一月二十四日 ゴールドラッシュデー
時代は着々と幕末に向かっていた弘化五年(一八四八年)一月二十四日。
日本では第十二代将軍徳川家慶の頃だが、太平洋を隔てたお向かい北米大陸の西側カリフォルニアで、川から砂金粒が発見された。
後世に語り継がれるゴールドラッシュの始まりである。
かつて、カリフォルニアはメキシコ領だったのだが、アメリカとの戦争でぶん取られた結果、メキシコは領土の三分の一をこの時点で失ったという。
しかし、当時は住民の大半がネイティブアメリカンで、それ以外の入植者は二万人に満たない土地ばかりが広い弱小エリアだった。

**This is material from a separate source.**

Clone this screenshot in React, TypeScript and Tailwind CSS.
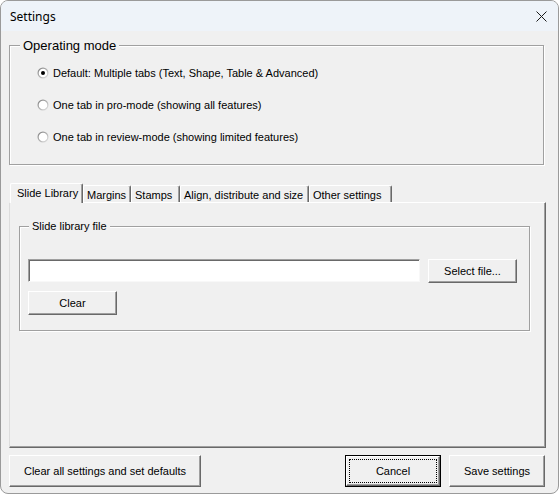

メキシコ領だった頃から広大な農地を保有し製材所を営んでいた片田舎の経営者ジョン・サッター氏が水車を稼働させていた川が件の砂金が発見されたアメリカンリバーである。
某夢の国でトロッコ型コースターが走る大きな雷山アトラクションのモチーフになっているアレだ。
その製材所の従業員が砂金の第一発見者だった。
自分達の農業計画を守るため、製材所メンバーは「(砂金が採れると)知れたら農地が荒らされて困る……」と危機感を持ち、黙っていたようだが、知人の日用品商店の経営者兼新聞記者(それまでに職歴は様々経験している)に口裏を合わせてもらおうとお願いしたところ、そいつが盛大に裏切った(というか商機と捉えて聞く耳を持たなかった)。
あっという間にアメリカンリバーで砂金が掘れるという話は全米に広がり、砂金掘りに必要な道具が飛ぶように売れた。
サプライヤーとして、がっぽり稼いだのが前出の日用品商人サミュエル・ブラナン——カリフォルニア州初期歴史において最も有名な人物の一人として名前が残っていたりする。
政府も公式に砂金採掘をアナウンスしてしまったことで全米から一攫千金を夢見る労働者が集結し、ど田舎扱いだったカリフォルニアは四年で人口二十万人を超える大所帯となり、正式にアメリカの州として格上げされた。
因みに、集結した入植者の人口比率でいうと、清国人が最も多かったとかなかったとか(一説によると、当時の全米に展開していたおよそ七〇パーセントにあたる十一万人が大集合したという話もある)。
そして、労働者向けの丈夫な衣服を販売開始し、これまたがっぽり儲けたのがリーバイ・ストラウス——ジーンズの超有名メーカー「リーバイス」の創始者である。こちらは現在進行形でガツガツお稼ぎである。
人とモノが集まれば、当然必要になってくるのが輸送手段と換金施設及び送金手段だ。
アメリカ大陸を横断する鉄道網が整備され、掘り当てた砂金は現金化や故郷へ送金するためのシステムが構築されていく。
要するに輸送と金融が鍵を握ることになる。
ここでがっぽりと儲けたのが、ウェルズ&ファーゴの二人だ。
現金輸送(いわゆる書留的なもの)と郵便、銀行業を合わせたような事業を展開して後々クレジットカードという決済システムを作り上げ、えげつないほど稼いでいる——現在のアメリカンエキスプレスである。
アメックスのブラックカード(チタン製)と言えば、富豪の代名詞みたいなものだ(と勝手に思っている)。
さて、ここまで見ていてふと気づくことがある。
ゴールドラッシュで実際に稼ぎまくったのは鉱夫ではなく、その周辺事業に目をつけた人々である——という点は非常に興味深い。
実際、カリフォルニアのゴールドラッシュ最盛期は数年で下火を迎え十年余りで終了している。
人力で掘れる表層部分の金鉱は程なく枯渇してしまったし、鉱夫の多くはパーッと稼いでパパーッと使ってしまうか、その金を運用しようとして大コケしたりと、結局大金は身に付かなかったようだ。
そして何より、労働そのものが過酷を極めた。現場レベルでは労力に見合うだけの結果が伴わないケースの方が多かったらしい。
そして本来の当事者であったジョン・サッターはどうなったかというと、当然土地を荒らされて困り果て裁判を起こして勝訴はしたものの、多方面から逆恨みを買ってフルボッコにされている……(全財産失って引っ越しまで余儀なくされた)。
死後、カリフォルニアの発展の基礎になった事実は事実として功績を讃えられ、彼の名前はサンフランシスコの中心地にサッター・ストリートとして、またカリフォルニア州のサッター郡として現在も残っているそうだ。